Но основные ощущения детства – это дача и московская квартира.
Дача на Николиной Горе – это то, что называется малой родиной. Я там жил почти с рождения, с пяти лет…
Когда мои дети были маленькими, я повел их от нашей дачи вниз, в поле, и там за рекой, на другом берегу, за церковью, садилось солнце. И я просто без всякой патетики сказал: «Вот, ребятки, это ваша родина». И после этого почти каждый вечер, пока мы жили там до переезда в город, они просили меня, чтобы мы пошли посмотреть на родину.
Никита и Андрей Михалковы с воспитательницей Никиты испанкой Хуанитой. 1946 г.
До двенадцати лет я круглый год жил на Николиной Горе с нянькой-испанкой, воспитательницей Хуанитой, попавшей в СССР на пароходе с детьми, которых увозили от гражданской войны 1937 года в Испании. Она появилась в нашем доме еще до моего рождения. И почему-то очень любила именно мальчиков. Сказав, что «если будет девочка – я не останусь, если мальчик – останусь у вас». Родился я – и она осталась.
До двенадцати лет я говорил почти все время по-испански, так что иногда отец не мог понять, что я от него хочу. Затем мой язык превратился в какую-то смесь испанского с русским.

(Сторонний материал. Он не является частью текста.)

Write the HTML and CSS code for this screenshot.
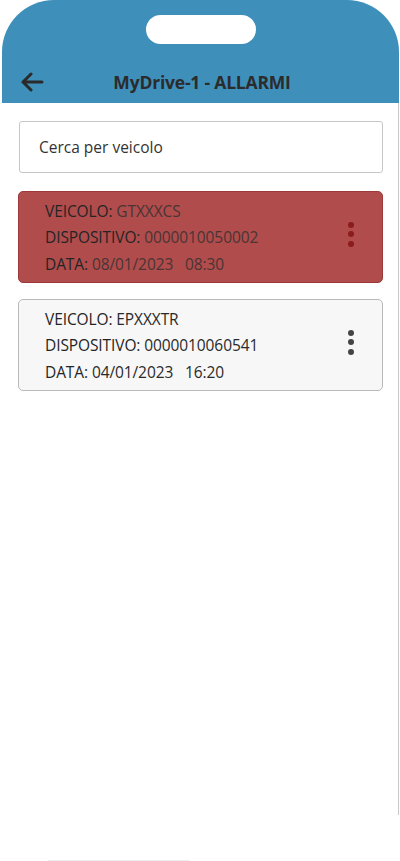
FILE: index.html
```html
<!DOCTYPE html>
<html lang="it">
<head>
<meta charset="utf-8">
<link rel="stylesheet" href="styles.css">
</head>
<body>
<div class="phone">
  <header class="header">
    <div class="notch"></div>
    <div class="bar">
      <svg class="back" width="24" height="20" viewBox="0 0 24 20"><path d="M22 10H3M11 2L3 10l8 8" fill="none" stroke="#2a2a2a" stroke-width="3" stroke-linecap="round" stroke-linejoin="round"/></svg>
      <h1 class="title">MyDrive-1 - ALLARMI</h1>
    </div>
  </header>
  <main class="content">
    <div class="search">Cerca per veicolo</div>
    <div class="card alarm">
      <div class="info">
        <div class="line"><span class="lbl">VEICOLO:</span> <span class="val">GTXXXCS</span></div>
        <div class="line"><span class="lbl">DISPOSITIVO:</span> <span class="val">0000010050002</span></div>
        <div class="line"><span class="lbl">DATA:</span> <span class="val">08/01/2023&nbsp;&nbsp; 08:30</span></div>
      </div>
      <div class="dots"><i></i><i></i><i></i></div>
    </div>
    <div class="card normal">
      <div class="info">
        <div class="line"><span class="lbl">VEICOLO:</span> <span class="val">EPXXXTR</span></div>
        <div class="line"><span class="lbl">DISPOSITIVO:</span> <span class="val">0000010060541</span></div>
        <div class="line"><span class="lbl">DATA:</span> <span class="val">04/01/2023&nbsp;&nbsp; 16:20</span></div>
      </div>
      <div class="dots"><i></i><i></i><i></i></div>
    </div>
  </main>
  <div class="home"></div>
</div>
</body>
</html>
```
FILE: styles.css
```css
html, body { margin: 0; padding: 0; background: #fff; }
body { font-family: "Open Sans", "Liberation Sans", sans-serif; color: #2a2a2a; }
.phone { width: 400px; height: 861px; position: relative; overflow: hidden; }
.header {
  margin: 0 1px 0 2px;
  height: 103px;
  background: #3f8fbb;
  border-radius: 52px 52px 0 0;
  display: flex;
  flex-direction: column;
  align-items: center;
  box-sizing: border-box;
  padding-top: 15px;
}
.notch { width: 110px; height: 29px; background: #fff; border-radius: 15px; }
.bar { width: 100%; display: flex; align-items: center; height: 40px; margin-top: 18px; position: relative; }
.back { position: absolute; left: 18px; top: 10px; }
.title { margin: 0 auto; font-size: 17.5px; font-weight: 700; color: #2b2b2b; letter-spacing: -0.2px; padding-left: 3px; }
.content {
  height: 712px;
  border-right: 1px solid #c9c9c9;
  margin-right: 1px;
  padding: 18px 15px 0 18px;
  box-sizing: border-box;
  display: flex;
  flex-direction: column;
  gap: 16px;
}
.search {
  height: 52px;
  border: 1px solid #c6c6c6;
  border-radius: 3px;
  margin-left: 1px;
  box-sizing: border-box;
  padding: 0 19px;
  display: flex;
  align-items: center;
  font-size: 15.5px;
  color: #333;
  margin-bottom: 2px;
}
.card {
  height: 92px;
  border-radius: 5px;
  box-sizing: border-box;
  display: flex;
  align-items: center;
  padding: 0 28px 0 26px;
}
.alarm { background: #b04c4c; border: 1px solid #9c3a3a; }
.normal { background: #f7f7f7; border: 1px solid #b9b9b9; }
.info { flex: 1; display: flex; flex-direction: column; gap: 4.5px; }
.line { font-size: 15.5px; line-height: 22px; letter-spacing: -0.1px; white-space: nowrap; }
.lbl { color: #242424; }
.alarm .val { color: #4a3434; }
.normal .val { color: #2a2a2a; }
.dots { display: flex; flex-direction: column; gap: 3.5px; margin-top: -6px; }
.dots i { display: block; width: 6px; height: 6px; border-radius: 50%; }
.alarm .dots i { background: #8b1c1c; }
.normal .dots i { background: #444; }
.home { position: absolute; left: 48px; bottom: 0; width: 142px; height: 1px; background: #eee; }
```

Хуанита была испанкой совсем маленького роста и, как сейчас помню, с очень жесткой ладошкой. Ее запомнили мои детские ягодицы, когда она меня наказывала. Она была очень строгой, как мне казалось, и невероятно любящей. Ее любовь была настолько сильной и по-испански горячей, что, как я потом понял, она даже ревновала меня к моей маме. Мама и отец приезжали на дачу не так часто. А весной мы вовсе были отрезаны от дороги, и, пока не налаживался при разливе паром, они жили в Москве, а мы – на даче. Все детство – это бесконечное ожидание приезда родителей. Сельский магазин, поселок РАНИС – работников науки и искусства. Я переименовал аббревиатуру РАНИС в «Утомленных солнцем» в ХЛАМ: поселок художников, литераторов, артистов, музыкантов.